> [Task to carry out]:
From the entries that follow, pick out all lines holding "page".

> [Available data]:
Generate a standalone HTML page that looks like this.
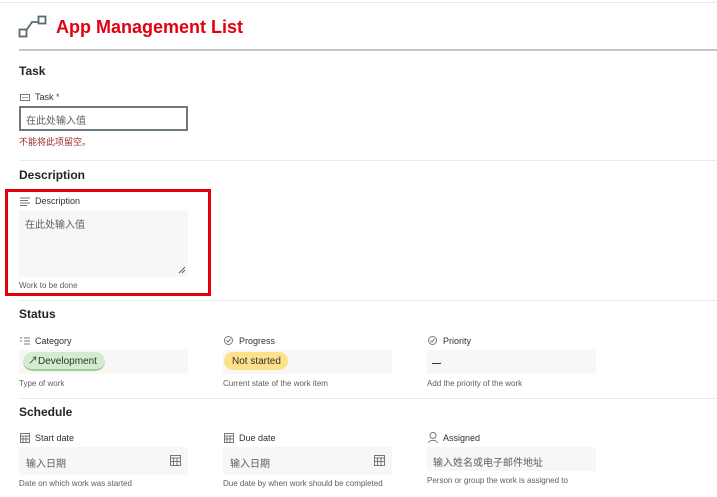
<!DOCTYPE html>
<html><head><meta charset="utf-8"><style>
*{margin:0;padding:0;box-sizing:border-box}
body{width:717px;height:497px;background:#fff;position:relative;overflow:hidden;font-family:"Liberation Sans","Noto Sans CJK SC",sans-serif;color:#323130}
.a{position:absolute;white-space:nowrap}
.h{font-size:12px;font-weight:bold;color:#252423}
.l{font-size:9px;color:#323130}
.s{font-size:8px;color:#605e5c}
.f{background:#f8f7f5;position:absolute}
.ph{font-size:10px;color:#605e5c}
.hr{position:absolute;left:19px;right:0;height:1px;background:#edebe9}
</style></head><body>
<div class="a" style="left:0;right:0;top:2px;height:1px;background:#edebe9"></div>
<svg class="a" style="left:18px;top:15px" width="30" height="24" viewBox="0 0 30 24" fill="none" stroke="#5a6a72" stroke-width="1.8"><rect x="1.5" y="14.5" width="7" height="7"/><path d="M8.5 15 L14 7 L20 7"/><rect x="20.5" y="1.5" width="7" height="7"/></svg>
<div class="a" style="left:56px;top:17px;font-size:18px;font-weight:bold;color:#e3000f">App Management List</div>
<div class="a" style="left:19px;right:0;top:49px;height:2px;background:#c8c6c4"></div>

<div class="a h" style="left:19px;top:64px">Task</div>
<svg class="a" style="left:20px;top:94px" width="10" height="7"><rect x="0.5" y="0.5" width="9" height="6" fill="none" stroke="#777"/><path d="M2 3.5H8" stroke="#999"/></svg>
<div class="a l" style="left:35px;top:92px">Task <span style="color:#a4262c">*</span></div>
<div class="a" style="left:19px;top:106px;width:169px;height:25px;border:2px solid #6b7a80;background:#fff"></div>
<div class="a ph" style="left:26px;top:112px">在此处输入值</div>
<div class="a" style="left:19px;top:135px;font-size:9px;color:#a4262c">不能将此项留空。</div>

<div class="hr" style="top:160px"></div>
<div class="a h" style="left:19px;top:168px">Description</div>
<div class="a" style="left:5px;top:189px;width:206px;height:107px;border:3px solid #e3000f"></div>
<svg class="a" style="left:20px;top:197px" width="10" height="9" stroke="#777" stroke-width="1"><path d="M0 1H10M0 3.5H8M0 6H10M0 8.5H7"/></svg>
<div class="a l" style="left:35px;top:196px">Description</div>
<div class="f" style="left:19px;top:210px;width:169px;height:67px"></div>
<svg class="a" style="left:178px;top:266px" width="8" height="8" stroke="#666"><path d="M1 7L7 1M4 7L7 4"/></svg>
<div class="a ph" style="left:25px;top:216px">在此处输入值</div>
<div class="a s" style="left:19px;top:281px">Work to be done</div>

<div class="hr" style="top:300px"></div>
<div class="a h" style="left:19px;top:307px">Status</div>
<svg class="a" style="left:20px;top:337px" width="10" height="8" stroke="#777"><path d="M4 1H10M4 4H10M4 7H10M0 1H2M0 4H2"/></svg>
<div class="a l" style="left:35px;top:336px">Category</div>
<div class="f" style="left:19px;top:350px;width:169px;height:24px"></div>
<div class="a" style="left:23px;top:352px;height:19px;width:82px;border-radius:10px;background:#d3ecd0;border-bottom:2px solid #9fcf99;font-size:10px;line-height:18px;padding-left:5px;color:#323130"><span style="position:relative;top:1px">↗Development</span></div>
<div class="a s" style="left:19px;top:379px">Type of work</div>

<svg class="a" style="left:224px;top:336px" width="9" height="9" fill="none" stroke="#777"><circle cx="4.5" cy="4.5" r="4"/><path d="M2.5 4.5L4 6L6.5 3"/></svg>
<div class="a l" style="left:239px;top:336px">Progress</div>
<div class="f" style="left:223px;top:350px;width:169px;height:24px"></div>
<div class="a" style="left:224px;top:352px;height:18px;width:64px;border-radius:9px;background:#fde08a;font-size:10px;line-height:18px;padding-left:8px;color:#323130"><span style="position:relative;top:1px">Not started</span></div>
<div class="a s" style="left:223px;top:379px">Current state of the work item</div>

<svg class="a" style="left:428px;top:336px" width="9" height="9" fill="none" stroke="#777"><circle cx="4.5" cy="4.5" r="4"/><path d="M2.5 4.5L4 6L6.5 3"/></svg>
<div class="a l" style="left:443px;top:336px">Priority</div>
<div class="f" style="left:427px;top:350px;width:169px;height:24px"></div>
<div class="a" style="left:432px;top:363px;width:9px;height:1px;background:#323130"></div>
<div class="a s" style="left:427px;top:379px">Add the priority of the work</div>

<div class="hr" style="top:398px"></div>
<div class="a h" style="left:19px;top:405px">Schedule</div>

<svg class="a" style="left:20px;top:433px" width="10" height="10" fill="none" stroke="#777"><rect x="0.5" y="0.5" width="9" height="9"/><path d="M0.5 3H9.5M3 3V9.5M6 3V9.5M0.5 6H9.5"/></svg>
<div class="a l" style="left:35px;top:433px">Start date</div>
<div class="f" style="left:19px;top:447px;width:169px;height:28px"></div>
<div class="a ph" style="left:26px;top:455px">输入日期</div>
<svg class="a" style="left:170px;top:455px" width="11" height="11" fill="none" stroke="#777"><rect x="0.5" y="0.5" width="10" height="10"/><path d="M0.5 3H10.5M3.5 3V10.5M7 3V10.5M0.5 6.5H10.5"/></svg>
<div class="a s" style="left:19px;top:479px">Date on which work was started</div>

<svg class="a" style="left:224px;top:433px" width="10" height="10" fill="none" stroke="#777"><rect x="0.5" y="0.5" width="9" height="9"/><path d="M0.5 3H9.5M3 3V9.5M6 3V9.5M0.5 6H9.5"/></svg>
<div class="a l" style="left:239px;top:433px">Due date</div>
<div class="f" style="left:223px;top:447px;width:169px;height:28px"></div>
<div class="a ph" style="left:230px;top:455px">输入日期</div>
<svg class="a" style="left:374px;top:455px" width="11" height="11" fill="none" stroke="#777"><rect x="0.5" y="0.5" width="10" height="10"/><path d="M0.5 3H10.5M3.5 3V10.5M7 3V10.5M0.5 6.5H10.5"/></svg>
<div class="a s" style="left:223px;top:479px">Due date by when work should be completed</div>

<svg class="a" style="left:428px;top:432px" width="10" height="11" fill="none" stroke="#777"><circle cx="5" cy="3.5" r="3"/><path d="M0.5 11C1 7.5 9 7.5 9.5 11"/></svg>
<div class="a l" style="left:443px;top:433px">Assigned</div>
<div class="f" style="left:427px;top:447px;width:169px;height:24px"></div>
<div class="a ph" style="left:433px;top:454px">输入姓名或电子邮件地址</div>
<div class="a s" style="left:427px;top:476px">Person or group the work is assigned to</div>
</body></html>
--
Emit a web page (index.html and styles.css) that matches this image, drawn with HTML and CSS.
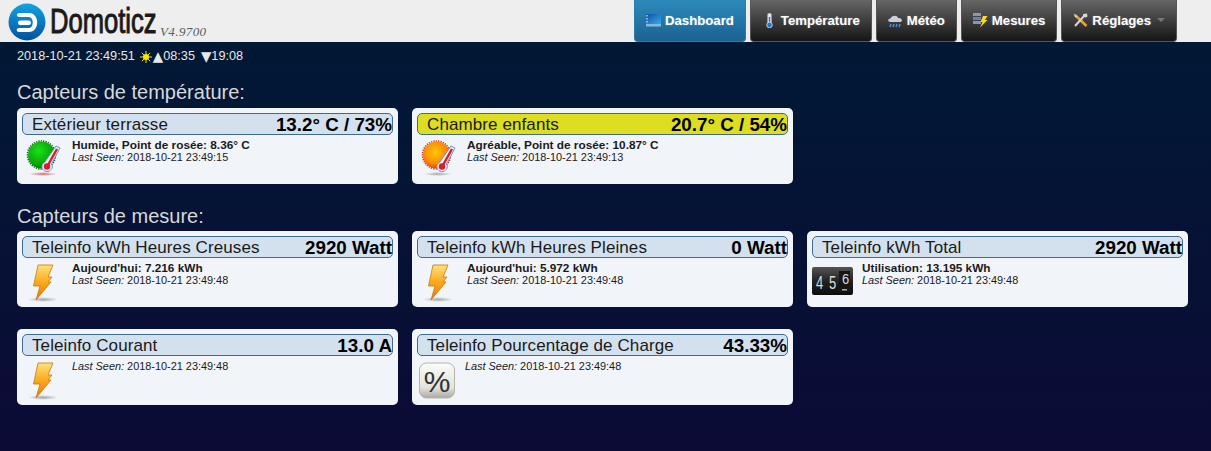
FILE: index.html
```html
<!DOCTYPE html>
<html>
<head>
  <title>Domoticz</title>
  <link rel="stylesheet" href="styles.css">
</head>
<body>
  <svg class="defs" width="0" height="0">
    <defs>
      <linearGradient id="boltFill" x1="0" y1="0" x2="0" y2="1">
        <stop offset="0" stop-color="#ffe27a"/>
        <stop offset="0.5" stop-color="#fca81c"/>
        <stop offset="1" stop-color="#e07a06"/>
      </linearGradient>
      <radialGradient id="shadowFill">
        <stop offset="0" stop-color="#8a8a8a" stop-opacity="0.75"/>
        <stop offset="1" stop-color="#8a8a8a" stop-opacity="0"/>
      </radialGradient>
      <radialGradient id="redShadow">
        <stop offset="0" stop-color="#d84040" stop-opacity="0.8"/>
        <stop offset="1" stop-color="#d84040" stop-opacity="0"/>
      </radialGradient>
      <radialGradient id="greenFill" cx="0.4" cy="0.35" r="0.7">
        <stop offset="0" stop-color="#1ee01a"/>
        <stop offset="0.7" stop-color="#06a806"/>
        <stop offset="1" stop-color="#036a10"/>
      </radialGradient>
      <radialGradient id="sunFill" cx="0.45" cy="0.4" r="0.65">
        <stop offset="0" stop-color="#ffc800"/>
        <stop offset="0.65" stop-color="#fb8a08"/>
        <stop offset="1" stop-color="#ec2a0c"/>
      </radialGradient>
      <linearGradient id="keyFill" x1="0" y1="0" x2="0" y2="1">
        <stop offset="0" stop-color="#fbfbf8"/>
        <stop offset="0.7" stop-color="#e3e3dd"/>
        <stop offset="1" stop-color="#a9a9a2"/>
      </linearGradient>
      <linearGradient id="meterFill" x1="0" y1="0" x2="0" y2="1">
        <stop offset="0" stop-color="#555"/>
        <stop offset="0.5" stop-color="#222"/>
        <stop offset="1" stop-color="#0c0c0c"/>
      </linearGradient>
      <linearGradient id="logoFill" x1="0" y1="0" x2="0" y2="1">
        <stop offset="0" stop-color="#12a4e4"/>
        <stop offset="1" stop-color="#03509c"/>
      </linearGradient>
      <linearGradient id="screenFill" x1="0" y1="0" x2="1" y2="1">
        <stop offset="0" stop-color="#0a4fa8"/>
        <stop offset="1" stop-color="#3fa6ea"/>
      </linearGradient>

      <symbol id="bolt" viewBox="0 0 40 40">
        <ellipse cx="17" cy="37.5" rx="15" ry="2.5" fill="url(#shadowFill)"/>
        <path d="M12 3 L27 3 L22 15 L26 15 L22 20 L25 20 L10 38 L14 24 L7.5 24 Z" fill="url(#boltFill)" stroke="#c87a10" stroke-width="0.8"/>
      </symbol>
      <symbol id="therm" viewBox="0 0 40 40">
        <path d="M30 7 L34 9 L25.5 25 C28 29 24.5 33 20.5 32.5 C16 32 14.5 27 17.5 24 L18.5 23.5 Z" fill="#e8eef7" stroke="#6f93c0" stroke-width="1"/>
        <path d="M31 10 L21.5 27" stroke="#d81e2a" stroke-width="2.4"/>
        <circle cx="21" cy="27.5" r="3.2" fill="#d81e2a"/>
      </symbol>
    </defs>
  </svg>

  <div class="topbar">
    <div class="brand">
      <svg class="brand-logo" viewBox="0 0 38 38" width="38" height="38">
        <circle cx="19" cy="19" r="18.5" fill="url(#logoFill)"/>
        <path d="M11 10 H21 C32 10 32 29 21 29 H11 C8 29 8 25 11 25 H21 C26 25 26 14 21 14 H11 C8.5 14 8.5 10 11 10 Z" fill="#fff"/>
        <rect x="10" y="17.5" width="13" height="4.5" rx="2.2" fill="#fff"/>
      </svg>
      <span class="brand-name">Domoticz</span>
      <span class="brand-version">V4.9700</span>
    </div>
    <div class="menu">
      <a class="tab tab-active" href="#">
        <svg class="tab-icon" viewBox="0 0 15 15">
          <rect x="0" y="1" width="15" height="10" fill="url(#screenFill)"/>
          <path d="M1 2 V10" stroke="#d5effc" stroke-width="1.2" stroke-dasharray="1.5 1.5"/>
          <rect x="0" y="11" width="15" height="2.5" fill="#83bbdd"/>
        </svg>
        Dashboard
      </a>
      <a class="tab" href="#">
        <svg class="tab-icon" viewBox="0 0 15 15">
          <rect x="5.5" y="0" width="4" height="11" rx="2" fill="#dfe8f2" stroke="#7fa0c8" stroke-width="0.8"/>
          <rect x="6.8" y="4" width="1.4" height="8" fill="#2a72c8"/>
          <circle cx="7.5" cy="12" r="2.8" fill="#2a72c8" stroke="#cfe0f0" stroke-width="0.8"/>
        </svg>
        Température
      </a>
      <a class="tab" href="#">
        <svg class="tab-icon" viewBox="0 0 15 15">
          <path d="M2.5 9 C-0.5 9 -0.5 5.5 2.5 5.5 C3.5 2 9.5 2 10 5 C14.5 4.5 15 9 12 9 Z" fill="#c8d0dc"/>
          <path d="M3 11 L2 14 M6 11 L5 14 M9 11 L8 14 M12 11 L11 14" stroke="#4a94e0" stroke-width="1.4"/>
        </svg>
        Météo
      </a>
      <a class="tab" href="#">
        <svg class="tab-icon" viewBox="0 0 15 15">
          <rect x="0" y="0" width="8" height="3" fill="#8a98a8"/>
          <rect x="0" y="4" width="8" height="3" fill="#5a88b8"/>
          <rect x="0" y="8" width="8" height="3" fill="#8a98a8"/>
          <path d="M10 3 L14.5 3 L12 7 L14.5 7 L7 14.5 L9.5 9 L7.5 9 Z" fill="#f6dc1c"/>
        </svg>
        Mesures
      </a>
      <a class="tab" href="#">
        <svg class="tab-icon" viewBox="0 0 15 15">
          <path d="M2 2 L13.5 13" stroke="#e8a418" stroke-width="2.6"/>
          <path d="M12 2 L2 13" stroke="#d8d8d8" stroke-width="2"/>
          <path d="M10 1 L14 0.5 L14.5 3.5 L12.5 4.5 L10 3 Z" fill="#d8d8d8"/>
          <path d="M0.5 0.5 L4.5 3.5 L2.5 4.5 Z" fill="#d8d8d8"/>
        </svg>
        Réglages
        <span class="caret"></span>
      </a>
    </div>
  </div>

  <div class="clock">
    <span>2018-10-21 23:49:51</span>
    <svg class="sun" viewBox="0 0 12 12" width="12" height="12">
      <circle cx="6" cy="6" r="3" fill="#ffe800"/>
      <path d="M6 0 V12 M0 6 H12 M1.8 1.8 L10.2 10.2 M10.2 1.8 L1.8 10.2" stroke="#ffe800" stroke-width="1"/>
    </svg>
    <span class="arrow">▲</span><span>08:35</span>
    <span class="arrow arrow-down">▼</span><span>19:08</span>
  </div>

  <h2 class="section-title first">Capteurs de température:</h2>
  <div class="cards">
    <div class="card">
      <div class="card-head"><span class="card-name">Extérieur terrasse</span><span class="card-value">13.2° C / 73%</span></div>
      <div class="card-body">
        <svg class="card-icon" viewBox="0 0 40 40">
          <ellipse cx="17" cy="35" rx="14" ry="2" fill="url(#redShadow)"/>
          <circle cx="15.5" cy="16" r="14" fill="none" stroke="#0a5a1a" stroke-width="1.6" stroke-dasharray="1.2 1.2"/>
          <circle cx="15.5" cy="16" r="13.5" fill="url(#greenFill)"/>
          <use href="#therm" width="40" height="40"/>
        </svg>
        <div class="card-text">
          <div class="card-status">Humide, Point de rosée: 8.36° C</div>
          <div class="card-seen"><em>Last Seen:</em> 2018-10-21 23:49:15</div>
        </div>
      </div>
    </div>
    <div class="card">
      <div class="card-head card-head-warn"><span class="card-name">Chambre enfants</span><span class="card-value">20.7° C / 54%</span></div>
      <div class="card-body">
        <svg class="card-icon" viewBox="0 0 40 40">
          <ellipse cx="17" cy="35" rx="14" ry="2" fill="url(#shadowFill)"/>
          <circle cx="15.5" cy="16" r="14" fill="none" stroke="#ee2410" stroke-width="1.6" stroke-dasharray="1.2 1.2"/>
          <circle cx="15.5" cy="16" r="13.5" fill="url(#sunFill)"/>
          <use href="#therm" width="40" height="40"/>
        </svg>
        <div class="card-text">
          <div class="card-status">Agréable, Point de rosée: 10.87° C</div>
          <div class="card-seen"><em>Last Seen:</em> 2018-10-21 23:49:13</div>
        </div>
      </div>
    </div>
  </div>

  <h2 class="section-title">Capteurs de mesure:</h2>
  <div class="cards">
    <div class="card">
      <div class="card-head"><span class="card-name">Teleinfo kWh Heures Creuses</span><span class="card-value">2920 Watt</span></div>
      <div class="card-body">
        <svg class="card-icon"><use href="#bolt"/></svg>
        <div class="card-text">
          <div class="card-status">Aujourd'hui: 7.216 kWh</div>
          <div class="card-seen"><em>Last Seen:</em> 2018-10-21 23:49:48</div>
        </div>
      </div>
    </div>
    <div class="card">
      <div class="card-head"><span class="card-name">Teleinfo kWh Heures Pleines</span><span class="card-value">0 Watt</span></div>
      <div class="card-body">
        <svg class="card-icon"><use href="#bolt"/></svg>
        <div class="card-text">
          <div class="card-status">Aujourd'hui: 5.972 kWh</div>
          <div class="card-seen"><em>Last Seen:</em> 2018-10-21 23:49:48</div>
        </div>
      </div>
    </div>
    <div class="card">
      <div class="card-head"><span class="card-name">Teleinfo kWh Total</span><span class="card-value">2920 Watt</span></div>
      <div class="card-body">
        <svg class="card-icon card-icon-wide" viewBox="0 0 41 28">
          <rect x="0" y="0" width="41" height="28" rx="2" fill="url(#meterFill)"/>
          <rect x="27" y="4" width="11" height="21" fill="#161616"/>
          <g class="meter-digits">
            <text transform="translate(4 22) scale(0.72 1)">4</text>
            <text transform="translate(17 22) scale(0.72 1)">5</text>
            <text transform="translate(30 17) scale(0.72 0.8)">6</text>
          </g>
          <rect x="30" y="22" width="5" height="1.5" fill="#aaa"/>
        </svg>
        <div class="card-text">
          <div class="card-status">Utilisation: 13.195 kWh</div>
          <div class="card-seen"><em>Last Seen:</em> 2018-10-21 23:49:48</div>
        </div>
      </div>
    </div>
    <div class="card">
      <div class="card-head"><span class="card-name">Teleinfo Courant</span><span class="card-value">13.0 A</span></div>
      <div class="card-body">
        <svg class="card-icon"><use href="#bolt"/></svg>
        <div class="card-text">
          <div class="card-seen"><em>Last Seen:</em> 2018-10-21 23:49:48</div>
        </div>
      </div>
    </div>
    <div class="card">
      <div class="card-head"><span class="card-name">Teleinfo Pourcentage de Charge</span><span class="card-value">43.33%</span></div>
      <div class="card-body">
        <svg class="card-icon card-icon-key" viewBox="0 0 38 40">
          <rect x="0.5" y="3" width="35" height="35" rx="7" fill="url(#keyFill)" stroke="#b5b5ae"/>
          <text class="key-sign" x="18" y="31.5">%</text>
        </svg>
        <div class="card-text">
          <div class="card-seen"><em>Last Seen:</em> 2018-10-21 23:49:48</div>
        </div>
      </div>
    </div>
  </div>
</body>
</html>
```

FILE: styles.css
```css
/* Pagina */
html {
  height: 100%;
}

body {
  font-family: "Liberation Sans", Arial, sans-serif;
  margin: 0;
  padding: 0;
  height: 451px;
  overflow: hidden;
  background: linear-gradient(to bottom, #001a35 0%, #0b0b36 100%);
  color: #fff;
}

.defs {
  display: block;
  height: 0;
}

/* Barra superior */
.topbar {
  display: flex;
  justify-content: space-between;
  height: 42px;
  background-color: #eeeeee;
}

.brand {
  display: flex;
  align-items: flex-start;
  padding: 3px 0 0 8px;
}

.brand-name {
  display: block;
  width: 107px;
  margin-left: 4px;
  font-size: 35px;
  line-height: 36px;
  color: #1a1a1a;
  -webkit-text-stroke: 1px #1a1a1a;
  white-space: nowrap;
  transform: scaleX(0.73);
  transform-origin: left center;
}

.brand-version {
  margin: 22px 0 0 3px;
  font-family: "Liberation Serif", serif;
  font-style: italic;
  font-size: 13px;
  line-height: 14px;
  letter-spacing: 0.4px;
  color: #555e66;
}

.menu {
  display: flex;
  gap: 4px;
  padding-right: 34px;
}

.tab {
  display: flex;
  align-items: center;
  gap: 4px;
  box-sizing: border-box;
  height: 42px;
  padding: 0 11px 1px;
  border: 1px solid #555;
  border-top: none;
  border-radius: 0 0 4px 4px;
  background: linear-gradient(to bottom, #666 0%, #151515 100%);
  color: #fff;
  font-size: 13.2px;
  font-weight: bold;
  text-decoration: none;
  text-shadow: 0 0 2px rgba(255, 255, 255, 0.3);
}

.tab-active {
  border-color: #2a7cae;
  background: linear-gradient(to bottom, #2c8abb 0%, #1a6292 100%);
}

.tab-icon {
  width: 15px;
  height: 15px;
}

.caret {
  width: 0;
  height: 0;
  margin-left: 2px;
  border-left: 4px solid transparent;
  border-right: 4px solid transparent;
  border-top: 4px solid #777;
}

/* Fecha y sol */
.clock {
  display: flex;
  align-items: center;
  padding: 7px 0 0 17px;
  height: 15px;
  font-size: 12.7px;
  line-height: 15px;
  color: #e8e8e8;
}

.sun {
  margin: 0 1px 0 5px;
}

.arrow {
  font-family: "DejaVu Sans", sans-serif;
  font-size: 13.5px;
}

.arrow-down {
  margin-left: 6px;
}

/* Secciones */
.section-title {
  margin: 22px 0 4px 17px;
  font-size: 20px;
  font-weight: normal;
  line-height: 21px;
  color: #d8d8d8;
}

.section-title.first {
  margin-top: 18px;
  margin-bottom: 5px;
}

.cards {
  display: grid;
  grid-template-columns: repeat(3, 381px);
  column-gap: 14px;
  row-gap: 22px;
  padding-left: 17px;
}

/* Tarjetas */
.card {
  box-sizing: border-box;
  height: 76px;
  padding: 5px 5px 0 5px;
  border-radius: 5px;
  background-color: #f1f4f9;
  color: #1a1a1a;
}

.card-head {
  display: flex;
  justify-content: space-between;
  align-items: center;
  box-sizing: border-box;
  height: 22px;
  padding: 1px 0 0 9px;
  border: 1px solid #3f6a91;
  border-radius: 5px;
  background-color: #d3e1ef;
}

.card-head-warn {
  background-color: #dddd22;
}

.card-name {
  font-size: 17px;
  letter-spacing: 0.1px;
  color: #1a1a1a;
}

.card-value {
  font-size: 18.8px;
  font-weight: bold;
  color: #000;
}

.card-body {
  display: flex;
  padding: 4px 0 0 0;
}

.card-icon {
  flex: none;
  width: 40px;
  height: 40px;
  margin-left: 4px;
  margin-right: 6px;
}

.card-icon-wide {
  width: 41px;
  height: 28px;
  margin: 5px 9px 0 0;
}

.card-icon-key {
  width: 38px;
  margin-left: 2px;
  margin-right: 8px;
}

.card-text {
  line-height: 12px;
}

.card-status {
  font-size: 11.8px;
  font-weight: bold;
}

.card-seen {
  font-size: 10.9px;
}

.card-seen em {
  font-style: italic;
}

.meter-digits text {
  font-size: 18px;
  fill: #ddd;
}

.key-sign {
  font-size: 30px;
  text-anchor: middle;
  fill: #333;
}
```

> [Written response]:
Generate a standalone HTML page that looks like this.
Emit a web page (index.html and styles.css) that matches this image, drawn with HTML and CSS.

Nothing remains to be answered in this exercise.